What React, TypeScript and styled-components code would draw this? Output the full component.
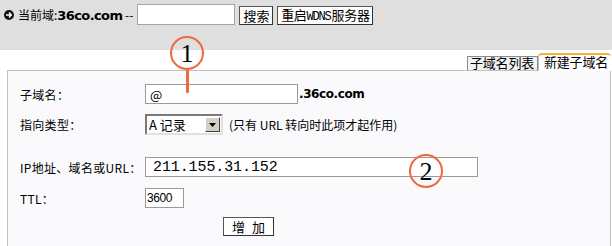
import React from "react";
import styled, { createGlobalStyle } from "styled-components";

const GlobalStyle = createGlobalStyle`
  html, body {
    margin: 0;
    padding: 0;
    background: #ffffff;
    overflow: hidden;
  }
  body {
    font-family: "Liberation Sans", "Noto Sans CJK SC", sans-serif;
    font-size: 12px;
    color: #000;
  }
`;

const Page = styled.div`
  position: relative;
  width: 612px;
  height: 246px;
  overflow: hidden;
`;

const TopBar = styled.div`
  height: 50px;
  background: #dfdfdf;
  display: flex;
  align-items: flex-start;
  padding: 4px 0 0 4px;
  box-sizing: border-box;
  white-space: nowrap;
`;

const Bullet = styled.span`
  width: 10px;
  height: 10px;
  margin-top: 6px;
  border-radius: 50%;
  background: #111;
  display: flex;
  align-items: center;
  justify-content: center;
`;

const Current = styled.span`
  margin-left: 4px;
  margin-top: 3px;
  font-size: 12px;
  font-family: "Noto Sans CJK SC", sans-serif;
  line-height: 16px;
`;

const Domain = styled.b`
  font-family: "DejaVu Sans", sans-serif;
  font-size: 13px;
  letter-spacing: -0.6px;
`;

const SearchInput = styled.input`
  margin-left: 4px;
  width: 98px;
  height: 21px;
  box-sizing: border-box;
  border: 1px solid #a5a5a5;
  background: #fff;
  padding: 0 3px;
  outline: none;
`;

const Btn = styled.button<{ $w: number }>`
  width: ${(p) => p.$w}px;
  height: 19px;
  margin-top: 2px;
  margin-left: 4px;
  box-sizing: border-box;
  border: 1px solid #555;
  border-right-color: #333;
  border-bottom-color: #333;
  background: #fff;
  font-family: "Noto Sans CJK SC", sans-serif;
  font-size: 13px;
  line-height: 15px;
  padding: 0;
  color: #000;
  white-space: nowrap;
  overflow: hidden;
  cursor: pointer;
`;

const WideBtn = styled(Btn)`
  letter-spacing: -0.3px;
`;

const Mono = styled.span`
  font-family: "Liberation Mono", monospace;
  font-size: 12px;
  letter-spacing: -1.2px;
  margin-right: 1px;
`;

const Main = styled.div`
  padding-left: 7px;
  padding-right: 1px;
`;

const TabBar = styled.div`
  display: flex;
  align-items: flex-end;
  height: 21px;
  white-space: nowrap;
`;

const TabLine = styled.div`
  flex: 1;
  border-bottom: 1px solid #c2c2c2;
`;

const Tab = styled.div<{ $active?: boolean }>`
  box-sizing: border-box;
  font-family: "Noto Sans CJK SC", sans-serif;
  font-size: 13px;
  letter-spacing: -0.2px;
  ${(p) =>
    p.$active
      ? `
    height: 18px;
    width: 73px;
    background: #fff;
    border-top: 2px solid #f3b23c;
    border-left: 1px solid #c2c2c2;
    border-radius: 4px 4px 0 0;
    line-height: 14px;
    padding-left: 5px;
  `
      : `
    height: 15px;
    width: 71px;
    background: #f2f2f2;
    border: 1px solid #8a8a8a;
    border-bottom: 1px solid #c2c2c2;
    line-height: 12px;
    padding-left: 2px;
  `}
`;

const Panel = styled.div`
  height: 200px;
  background: #fafafd;
  border: 1px solid #c2c2c2;
  border-top: none;
  padding: 13px 0 0 12px;
`;

const Row = styled.div<{ $mt?: number }>`
  display: flex;
  align-items: center;
  white-space: nowrap;
  margin-top: ${(p) => p.$mt ?? 0}px;
`;

const Label = styled.div`
  width: 125px;
  font-family: "Noto Sans CJK SC", sans-serif;
  font-size: 12px;
  letter-spacing: 0.3px;
`;

const TextInput = styled.input<{ $w: number }>`
  width: ${(p) => p.$w}px;
  height: 20px;
  box-sizing: border-box;
  border: 1px solid #9a9a9a;
  background: #fff;
  outline: none;
  padding: 0 4px;
  font-family: "Noto Sans CJK SC", sans-serif;
  font-size: 13px;
  color: #000;
`;

const IpInput = styled(TextInput)`
  padding-left: 7px;
  font-family: "Liberation Mono", monospace;
  font-size: 15px;
  letter-spacing: -0.1px;
`;

const TtlInput = styled(TextInput)`
  padding: 0 1px;
  font-family: "Liberation Sans", sans-serif;
  font-size: 12px;
  letter-spacing: -0.4px;
`;

const Suffix = styled.b`
  margin-left: 1px;
  font-family: "DejaVu Sans", sans-serif;
  font-size: 12px;
  letter-spacing: -0.4px;
`;

const Select = styled.div`
  width: 78px;
  height: 21px;
  box-sizing: border-box;
  border: 2px solid;
  border-color: #7a7a7a #e0e0e0 #e0e0e0 #7a7a7a;
  background: #fff;
  display: flex;
  align-items: center;
  justify-content: space-between;
  padding-left: 2px;
  font-family: "Noto Sans CJK SC", sans-serif;
  font-size: 13px;
`;

const Arrow = styled.span`
  width: 15px;
  height: 15px;
  margin-right: 1px;
  box-sizing: border-box;
  background: #d4d0c8;
  border: 1px solid;
  border-color: #fff #404040 #404040 #fff;
  display: flex;
  align-items: center;
  justify-content: center;
`;

const Note = styled.span`
  margin-left: 6px;
  font-family: "Noto Sans CJK SC", sans-serif;
  font-size: 12px;
`;

const AddRow = styled.div`
  margin: 9px 0 0 203px;
`;

const AddBtn = styled(Btn)`
  height: 19px;
  margin: 0;
  letter-spacing: 7px;
  padding-left: 7px;
`;

const Marker = styled.div<{ $x: number; $y: number }>`
  position: absolute;
  left: ${(p) => p.$x - 17}px;
  top: ${(p) => p.$y - 17}px;
  width: 34px;
  height: 34px;
  box-sizing: border-box;
  border: 2px solid #f0693c;
  border-radius: 50%;
  display: flex;
  align-items: center;
  justify-content: center;
  font-family: "Liberation Serif", serif;
  font-size: 26px;
  line-height: 1;
  padding-top: 2px;
  pointer-events: none;
`;

const Stem = styled.div`
  position: absolute;
  left: 186px;
  top: 70px;
  width: 3px;
  height: 23px;
  background: #f0693c;
  border-radius: 1px;
`;

export default function App() {
  return (
    <Page>
      <GlobalStyle />
      <TopBar>
        <Bullet>
          <svg width="8" height="8" viewBox="0 0 8 8">
            <path d="M1 4h5M4 1.6L6.3 4 4 6.4" stroke="#fff" strokeWidth="1.4" fill="none" />
          </svg>
        </Bullet>
        <Current>
          当前域:<Domain>36co.com</Domain> --
        </Current>
        <SearchInput />
        <Btn $w={34}>搜索</Btn>
        <WideBtn $w={96}>
          重启<Mono>WDNS</Mono>服务器
        </WideBtn>
      </TopBar>
      <Main>
        <TabBar>
          <TabLine />
          <Tab>子域名列表</Tab>
          <Tab $active>新建子域名</Tab>
        </TabBar>
        <Panel>
          <Row>
            <Label>子域名：</Label>
            <TextInput $w={153} defaultValue="@" />
            <Suffix>.36co.com</Suffix>
          </Row>
          <Row $mt={10}>
            <Label>指向类型：</Label>
            <Select>
              <span>A 记录</span>
              <Arrow>
                <svg width="7" height="4" viewBox="0 0 7 4">
                  <path d="M0 0h7L3.5 4z" fill="#000" />
                </svg>
              </Arrow>
            </Select>
            <Note>(只有 URL 转向时此项才起作用)</Note>
          </Row>
          <Row $mt={22}>
            <Label>IP地址、域名或URL：</Label>
            <IpInput $w={333} defaultValue="211.155.31.152" />
          </Row>
          <Row $mt={11}>
            <Label>TTL：</Label>
            <TtlInput $w={39} defaultValue="3600" />
          </Row>
          <AddRow>
            <AddBtn $w={51}>增加</AddBtn>
          </AddRow>
        </Panel>
      </Main>
      <Marker $x={187} $y={53}>1</Marker>
      <Stem />
      <Marker $x={426} $y={171}>2</Marker>
    </Page>
  );
}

# # #

What is asked: Find how many lines of the material carry the string "components". Only the number should be in the answer.

Task answer: 2